Некоторые скотоводческие фермы, эстансьяс, — своего рода «анклавы» цивилизации в патагонских степях — являются одновременно цитаделями модного ныне агротуризма. Предприимчивые хозяева предлагают прогулки на лошадях, свежий овечий сыр и иллюзию полного уединения

Кругом типичный пейзаж Восточной Патагонии, плоские с низкой растительностью степи, на которых в изобилии гуляют страусы нанду, время от времени мелькают далеко отстоящие друг от друга поселки и фермы «эстансьяс». Мимо поселка Вилья-Теуэльче проезжаем в молчании…

19.00 Бухта Отуэй

Заворачиваем налево, чтобы сделать небольшой крюк в сторону бухты Отуэй. Там расположена одна из стоянок магеллановых пингвинов (Spheniscus magellanicus), которых от всех остальных отличают две черные полосы: на груди и на шее. По форме этих полос и еще по голосу животные безошибочно находят своего «друга» или «подругу» (внешних половых признаков у них нет) и верность хранят всю жизнь. А еще магеллановы пингвины — самые нервные из 17 существующих на земле видов, поэтому при виде интервентов, то есть нас, они запрокидывают голову, выпячивают грудь и издают неожиданный при их умильном виде и скромном размере рев, скорее, подобающий ослу. Но наблюдать за ними чрезвычайно интересно. Все-таки что ни говори, а пингвины более всего из птиц походят на людей — на крепких человечков в длиннополых фраках. Они деловито снуют по своим надобностям, собираются на «площадях» после рабочего дня, стоят на крылечках перед своими домиками-норами, которые не покидают из года в год, хлопают друг друга крыльями-«плавниками» по плечу, целуются и улыбаются. А мыс Горн от нас все так же далек.

Воскресенье. День шестой

10.00 Архипелаг Огненная земля, Порвенир, 53°17" S, 70°21" W

Наше заданное время почти истекло. Мы решаемся обмануть судьбу и «пойти другим путем». Компактный восьмиместный самолетик несет нас в столицу Огненной Земли с поэтическим названием Порвенир (Грядущее), расположенную на Большом острове (Исла-Гранде). Действительно остров — самый большой, и не только здесь, но во всей Южной Америке. Он разделен почти поровну между Чили и Аргентиной (последней досталось чуть больше). Восточная половина — довольно оживленное место, на ней расположен самый южный из крупных — аргентинский город Ушуая. Значительно более скромный, но все-таки самый южный город Чили и мира Пуэрто-Вильямс может похвастаться только нерегулярной паромной линией к мысу Горн, которой почти никто не пользуется, но мы как раз намерены это сделать.
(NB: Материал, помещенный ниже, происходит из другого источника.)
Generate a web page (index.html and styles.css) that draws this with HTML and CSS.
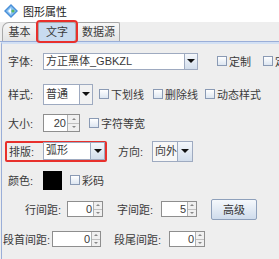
FILE: index.html
```html
<!DOCTYPE html>
<html lang="zh">
<head>
    <meta charset="UTF-8">
    <title>图形属性</title>
    <link rel="stylesheet" href="styles.css">
</head>
<body>
    <!-- 标题栏 -->
    <div class="titlebar">
        <svg class="app-icon" width="14" height="14" viewBox="0 0 14 14">
            <path d="M7 0 L14 7 L7 14 L0 7 Z" fill="#4a8fd8"/>
            <path d="M7 2 L12 7 L7 12 L2 7 Z" fill="#8cc4f2"/>
            <path d="M4 7 L7 4 L7 10 Z" fill="#ffffff"/>
            <circle cx="9" cy="7" r="1.6" fill="#5cb85c"/>
        </svg>
        <span class="title">图形属性</span>
    </div>

    <!-- 选项卡 -->
    <div class="tabs">
        <div class="tab first">基本</div>
        <div class="tab active">文字</div>
        <div class="tab last">数据源</div>
    </div>

    <div class="panel">
        <div class="row">
            <span class="label">字体:</span>
            <div class="combo font-combo">
                <span class="combo-text">方正黑体_GBKZL</span>
                <span class="combo-btn"><i class="arrow"></i></span>
            </div>
            <label class="check ml-19"><i class="box"></i>定制</label>
            <label class="check ml-12"><i class="box"></i>定制</label>
        </div>

        <div class="row row-2">
            <span class="label">样式:</span>
            <div class="combo style-combo">
                <span class="combo-text">普通</span>
                <span class="combo-btn"><i class="arrow"></i></span>
            </div>
            <label class="check ml-6"><i class="box"></i>下划线</label>
            <label class="check ml-9"><i class="box"></i>删除线</label>
            <label class="check ml-7"><i class="box"></i>动态样式</label>
        </div>

        <div class="row">
            <span class="label">大小:</span>
            <div class="spinner size-spin">
                <span class="spin-text">20</span>
                <span class="spin-btns"><i class="up"></i><i class="down"></i></span>
            </div>
            <label class="check ml-9"><i class="box"></i>字符等宽</label>
        </div>

        <div class="row row-4">
            <div class="highlight">
                <span class="label">排版:</span>
                <div class="combo layout-combo">
                    <span class="combo-text">弧形</span>
                    <span class="combo-btn"><i class="arrow"></i></span>
                </div>
            </div>
            <span class="label dir-label">方向:</span>
            <div class="combo dir-combo">
                <span class="combo-text">向外</span>
                <span class="combo-btn"><i class="arrow"></i></span>
            </div>
        </div>

        <div class="row">
            <span class="label">颜色:</span>
            <span class="swatch"></span>
            <label class="check ml-8"><i class="box"></i>彩码</label>
        </div>

        <div class="row">
            <span class="label line-label">行间距:</span>
            <div class="spinner gap-spin">
                <span class="spin-text">0</span>
                <span class="spin-btns"><i class="up"></i><i class="down"></i></span>
            </div>
            <span class="label char-label">字间距:</span>
            <div class="spinner gap-spin">
                <span class="spin-text">5</span>
                <span class="spin-btns"><i class="up"></i><i class="down"></i></span>
            </div>
            <button class="btn">高级</button>
        </div>

        <div class="row row-7">
            <span class="label para-label">段首间距:</span>
            <div class="spinner para-spin">
                <span class="spin-text">0</span>
                <span class="spin-btns"><i class="up"></i><i class="down"></i></span>
            </div>
            <span class="label tail-label">段尾间距:</span>
            <div class="spinner gap-spin">
                <span class="spin-text">0</span>
                <span class="spin-btns"><i class="up"></i><i class="down"></i></span>
            </div>
        </div>
    </div>
</body>
</html>
```

FILE: styles.css
```css
* {
    box-sizing: border-box;
}
body {
    margin: 0;
    width: 279px;
    height: 259px;
    overflow: hidden;
    background: #eeeeee;
    color: #3a3a3a;
    font-family: "Liberation Sans", "Noto Sans CJK SC", sans-serif;
    font-size: 11px;
}
.titlebar {
    height: 22px;
    background: #fff;
    display: flex;
    align-items: center;
    padding-left: 4px;
}
.app-icon {
    margin-right: 5px;
}
.title {
    font-size: 11px;
    color: #222;
}
.tabs {
    height: 20px;
    display: flex;
    align-items: flex-end;
    padding-left: 2px;
    border-bottom: 1px solid #9aaed8;
}
.tab {
    height: 19px;
    line-height: 18px;
    margin-right: 1px;
    border: 1px solid #a8a8a8;
    border-bottom: none;
    border-radius: 2px 2px 0 0;
    background: linear-gradient(#f7f7f7, #e4e4e4);
    text-align: center;
}
.tab.first {
    width: 35px;
    border-top-left-radius: 7px;
}
.tab.active {
    width: 38px;
    background: #c8dbf0;
    outline: 2px solid #e8302c;
    border-radius: 2px;
    position: relative;
    z-index: 1;
}
.tab.last {
    width: 43px;
}
.panel {
    height: 217px;
    margin-left: 1px;
    border-left: 1px solid #9aaed8;
    border-top: 2px solid #d2e0f4;
    padding-top: 6px;
    display: flex;
    flex-direction: column;
    gap: 7px;
}
.row {
    height: 22px;
    display: flex;
    align-items: center;
    white-space: nowrap;
}
.row-2 { margin-top: 4px; }
.row-4 { margin-top: -1px; }
.row-7 { margin-top: 1px; }
.label {
    width: 35px;
    margin-left: 6px;
    flex: none;
}
.combo {
    height: 17px;
    display: flex;
    border: 1px solid #9eaac0;
    background: #fff;
    flex: none;
}
.combo-text {
    flex: 1;
    padding-left: 2px;
    line-height: 15px;
}
.combo-btn {
    width: 13px;
    border-left: 1px solid #9eaac0;
    background: linear-gradient(#f4f7fb, #d3deec);
    display: flex;
    align-items: center;
    justify-content: center;
}
.arrow {
    width: 0;
    height: 0;
    border-left: 4px solid transparent;
    border-right: 4px solid transparent;
    border-top: 4px solid #111;
}
.font-combo { width: 155px; }
.style-combo { width: 50px; height: 21px; }
.style-combo .combo-text { line-height: 19px; }
.style-combo .combo-btn { width: 13px; background: #f2f2f2; }
.layout-combo { width: 62px; height: 18px; }
.layout-combo .combo-btn { width: 14px; }
.dir-combo { width: 41px; height: 21px; }
.dir-combo .combo-text { line-height: 19px; padding-left: 2px; background: #f7f7f7; }
.dir-combo .combo-btn { width: 15px; }
.check {
    display: flex;
    align-items: center;
}
.box {
    width: 10px;
    height: 10px;
    border: 1px solid #8a9ab4;
    background: linear-gradient(#ffffff, #dde6f1);
    margin-right: 2px;
}
.ml-19 { margin-left: 19px; }
.ml-12 { margin-left: 12px; }
.ml-9 { margin-left: 9px; }
.ml-8 { margin-left: 8px; }
.ml-7 { margin-left: 7px; }
.ml-6 { margin-left: 6px; }
.spinner {
    height: 16px;
    display: flex;
    border: 1px solid #8e8e8e;
    background: #fff;
    flex: none;
}
.spin-text {
    flex: 1;
    text-align: right;
    padding-right: 1px;
    line-height: 14px;
}
.spin-btns {
    width: 9px;
    border-left: 1px solid #b0b0b0;
    display: flex;
    flex-direction: column;
}
.spin-btns i {
    flex: 1;
    background: #f0f0f0;
    display: flex;
    align-items: center;
    justify-content: center;
}
.spin-btns i + i {
    border-top: 1px solid #c0c0c0;
}
.up::after, .down::after {
    content: "";
    border-left: 2px solid transparent;
    border-right: 2px solid transparent;
}
.up::after { border-bottom: 2px solid #888; }
.down::after { border-top: 2px solid #888; }
.size-spin { width: 37px; height: 18px; }
.size-spin .spin-text { line-height: 16px; }
.size-spin .spin-btns { width: 12px; }
.highlight {
    display: flex;
    align-items: center;
    height: 21px;
    margin-left: 3px;
    padding: 0 0 0 2px;
    border: 2px solid #e8302c;
    border-radius: 2px;
}
.highlight .label { width: 34px; margin-left: 0; }
.dir-label { width: 34px; margin-left: 11px; }
.swatch {
    width: 19px;
    height: 19px;
    background: #000;
    flex: none;
}
.line-label { width: 42px; margin-left: 23px; }
.gap-spin { width: 36px; }
.char-label { width: 44px; margin-left: 14px; }
.para-label { width: 49px; margin-left: 1px; }
.para-spin { width: 49px; }
.tail-label { width: 55px; margin-left: 13px; }
.btn {
    margin-left: 14px;
    width: 46px;
    height: 21px;
    border: 1px solid #8ea0bb;
    border-radius: 2px;
    background: linear-gradient(#f5f8fc, #cfdcec);
    font: inherit;
    color: #333;
    padding: 0;
}
```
Чилийская часть Огненной Земли вообще крайне редко населена: около 10 000 человек, на которых приходится ровно в два раза больше гуанако. Встретить мозоленогих ламоидных здесь можно прямо у дороги, но близко к себе они не подпускают, разве что случайно. Из окна машины мы видим, как один детеныш, улепетывая со всех ног от нашего допотопного транспортного средства, попадает в ловушку, его передняя нога запуталась в проволочном ограждении недалеко от трассы. И кто бы на нашем месте не пришел «ребенку» на помощь? У него мягчайшая шерсть и непропорционально гигантские глаза. «Осторожно!» — предупреждаю я Льва Ильича, который, естественно, снимает, призывая животное повернуться в фас. «Он может в вас плюнуть. Все-таки ближайший родственник верблюда». Однако счастливый малыш-гуанако обошелся без глупостей и, попозировав, помчался к гуанако-маме, а мы поехали своей дорогой по Золотому пути.